Workday Q3 subscribes success despite small operating loss

Workday Q3 subscribes success despite small operating loss

Workday has announced its Q3 financial results, with revenues reaching $1.6bn for the quarter, up 20.5 percent from Q3 2022.

The HR and finance software vendor showed strong growth in its subscription services, with subscription revenues hitting $1.43bn, up 22.3 percent year over year this quarter. A two-year subscription revenue backlog has reached $8.62bn, up 21 percent, and a total backlog has reached $14.1bn, up 28.5 percent.

The figures meet Workday’s targets of sustaining a 20 percent plus revenue growth for subscriptions, a step towards the company’s long-term $10bn revenue goal by 2025.

A share repurchase program has also been announced, with the authority to repurchase up to $500m in shares over an 18-month period. This move comes in a bid to offset future dilution from employee stock programs and a belief from Workday that the shares are currently undervalued.

Meanwhile, operating loss for the company grew to $26.3m, or negative 1.6 percent revenues, in Q3 this year. This compares to an operating income of $23.9m, or 1.8 percent revenues in the same period last year. Cash, cash equivalents, and marketable securities were $5.49bn as of October this year.

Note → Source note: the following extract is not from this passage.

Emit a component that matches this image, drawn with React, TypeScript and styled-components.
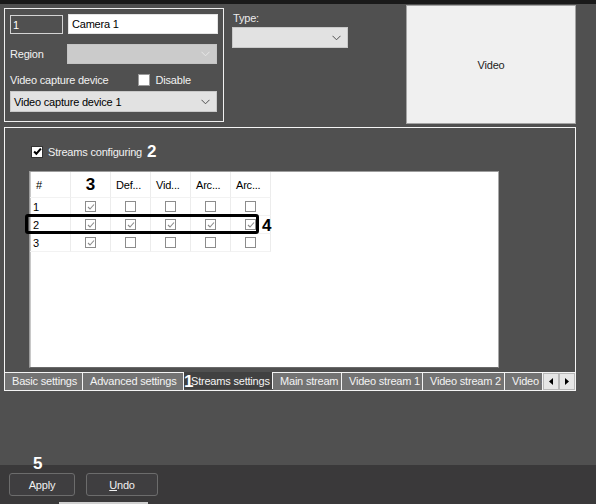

Looking ahead, Workday looks to balance its business momentum with an ‘uncertain macro environment’ and continues to prioritize allocating capital towards organic innovation and targeted mergers and acquisitions.

Aneel Bhusri, Workday co-CEO said: “In Q3, we further solidified our position as a leader in Cloud HR with notable new HCM customers. There is no question that the macro environment presents increased uncertainty. But we are well-positioned in this type of environment because our cloud finance and HR solutions are truly mission-critical. As our Q3 results showed, more and more organizations are selecting Workday as their trusted partner to help them successfully navigate today’s changing world.”

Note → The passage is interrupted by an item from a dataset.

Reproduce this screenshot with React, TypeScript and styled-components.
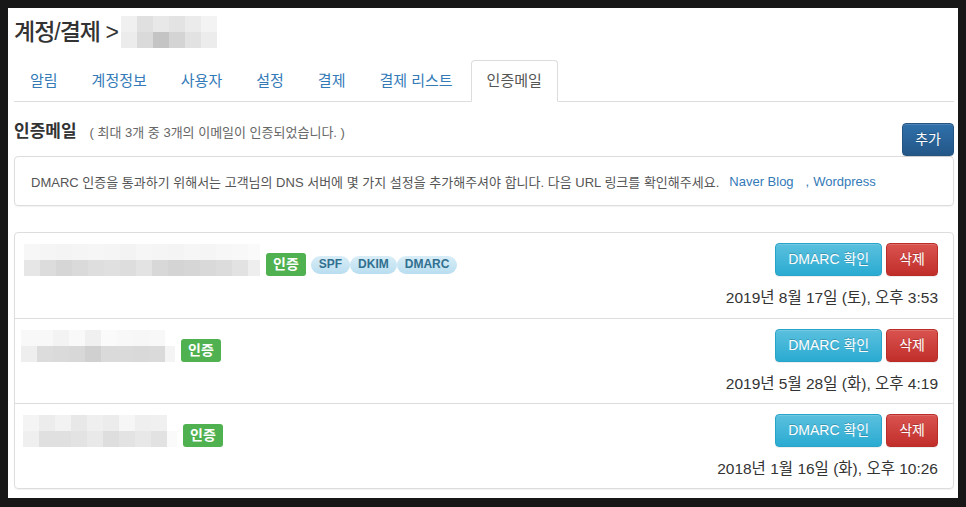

Chano Fernandez, Workday co-CEO said: “Companies increasingly realize the present need to modernize their HR and financial systems. Our industry focus continues to pay off. As we move into our fourth quarter, the environment remains uncertain, which has led to increased scrutiny and the lengthening of certain sales cycles, particularly with the net new opportunities. While we aren’t immune to these and see signs that it will persist into next year, we are confident in our diverse pipeline and are focused on executing in Q4 and laying a strong foundation for FY 2024 and beyond.”